Нам не приходит в голову задуматься о том, что эта реакция — по сути, животная. И неудивительно: таково одно из немногих табу в области отношений между полами, санкционированных, как нам кажется и сегодня, самой природой. Столь же незыблемой представлялась нам некогда девственность да и супружеская верность женщины; ныне, однако, это уже не так. Сегодняшний романист уже не повергнет нас в молчаливое смущение, описывая сексуальные переживания девушки, вступившей в добрачную связь с мужчиной — неважно, под влиянием ли влюбленности или чистого любопытства; быть может, чуть больший — но все же не экстраординарный — интерес вызовет у нас запечатленная в романе измена женщины замужней. Все, на что может рассчитывать автор романа, — это то, что мы «поймем» его; а из этого явствует, что и он, и мы находимся в одной и той же системе моральных координат.
Однако став свидетелями ситуации, нарисованной г-ном Набоковым, мы чувствуем себя шокированными. Шокированными тем глубже, чем яснее осознаем, следуя за прихотливым ходом повествования, что чуть ли не готовы отпустить его герою воплощенное в романе прегрешение. В свое время Чарльза Диккенса, которого уж никак не назовешь наивным человеком, попросили удостоить аудиенции молодую женщину, несколько лет прожившую со своим избранником вне брака. И что же — перспектива такой встречи его несказанно взволновала; а увидев перед собою не исчадие ада, но умную, привлекательную молодую девушку, настоящую леди, он был крайне обескуражен. Вся система его моральных устоев подверглась страшному испытанию. То, что нечто подобное мы ощущаем, столкнувшись с ситуацией, нарисованной в «Лолите», вероятно, невольно предопределило тон моего краткого пересказа ее фабулы: скорее всего, я просто не нашел слов, долженствующих выразить адекватное негодование.

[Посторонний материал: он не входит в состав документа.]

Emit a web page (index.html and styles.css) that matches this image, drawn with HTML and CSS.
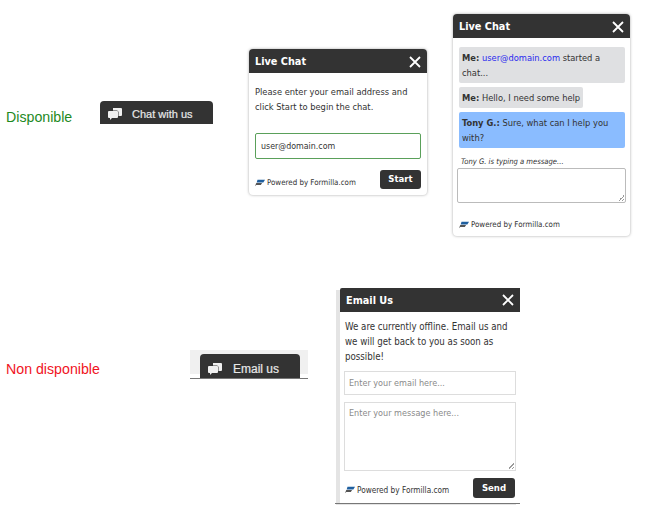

И я вовсе не исключаю, что любой читатель романа поймает себя на том же; иными словами, воспримет воплощенный в нем фабульный клубок не столь как «абстрактный», «моральный», «вселяющий ужас», сколь как конкретный и — по-человечески — «понятный». Вглядимся внимательно: по ходу повествования нас все меньше и меньше интересует фабула; нашим вниманием всецело завладевают люди. Вольно Гумберту называть себя чудовищем! Спорить с мнением героя о самом себе язык не поворачивается, однако важно другое: нам-то по ходу дела все реже и реже приходит в голову ассоциировать его со злодеем. Вероятно, степень его падения не слишком усугубляет в наших глазах то обстоятельство, что его жертва отнюдь не невинна и, строго говоря, не так уж противится учиняемому над нею насилию; к тому же спросим себя: разве странно испытывать некую снисходительность по отношению к насильнику (напомним: в судебном смысле слова и по умыслу Г.Г. таковым и является), который до гробовой доски остается безраздельно предан своей жертве!
Но стоит нам чуть-чуть поостыть со временем от эмоционального воздействия романа, стоит выйти из-под гипноза безумной страсти Г.Г., всему на свете находящей рациональное основание, стоит погрузиться обратно в реальный мир, где двенадцатилетние девчушки томятся над учебниками социологии и претерпевают муки мученические от дантистов, забирающих скобкой их зубы, — и нами вновь завладевает праведное негодование при мысли о попранном древнем запрете. Завладевает в тем большей мере, что еще совсем недавно мы как бы пассивно соучаствовали в акте такого попрания, позволив собственному воображению претворить в реальность то, что по нашим обыденным понятиям абсолютно недопустимо.
С какою же целью, спросим себя, провоцирует г-н Набоков наше праведное негодование?
Я уже оговаривал, что нет никакого резона пытаться объяснить дело авторским интересом к «психологическим» аспектам фабулы: нетрудно убедиться, что такого рода интерес г-ну Набокову несвойствен. Его роман — что угодно, только не «исследование» чувств и эмоций, в нем описанных. Недоверие, испытываемое Г.Г. к психиатрии, вполне адекватно набоковскому; ученые концепции психиатров в глазах и романиста, и его персонажа — не более чем повод для язвительного осмеяния. На долю психиатрии и общества оставлена сомнительная привилегия снабдить научным — или отталкивающим — ярлыком сексуальную идиосинкразию Гумберта; что до романа, то в нем она трактуется как любовное состояние под стать всякому другому.
Мы можем быть уверены и в том, что в задачу г-на Набокова никоим образом не входит подрыв моральных устоев. Не его дело, спровоцировав сексуальную революцию, уравнять педофилию с обычными и допустимыми формами межполовых взаимоотношений. Конечно, «свирепость и веселость» Гумберта, то, что можно назвать его моральным релятивизмом, порою граничащим с абсурдной анархичностью, окрашивают в соответствующую тональность повествование романа, и эта тональность находит странные созвучия в наших душах, равно как и безграничность снедающей Гумберта страсти. Однако вся анархическая стихия, по волнам которой мы плыли, без остатка иссякает ближе к концу романа, когда Г.Г., обретая до того не присущую ему серьезность, печально размышляет о хаосе, в какой он превратил существование Лолиты.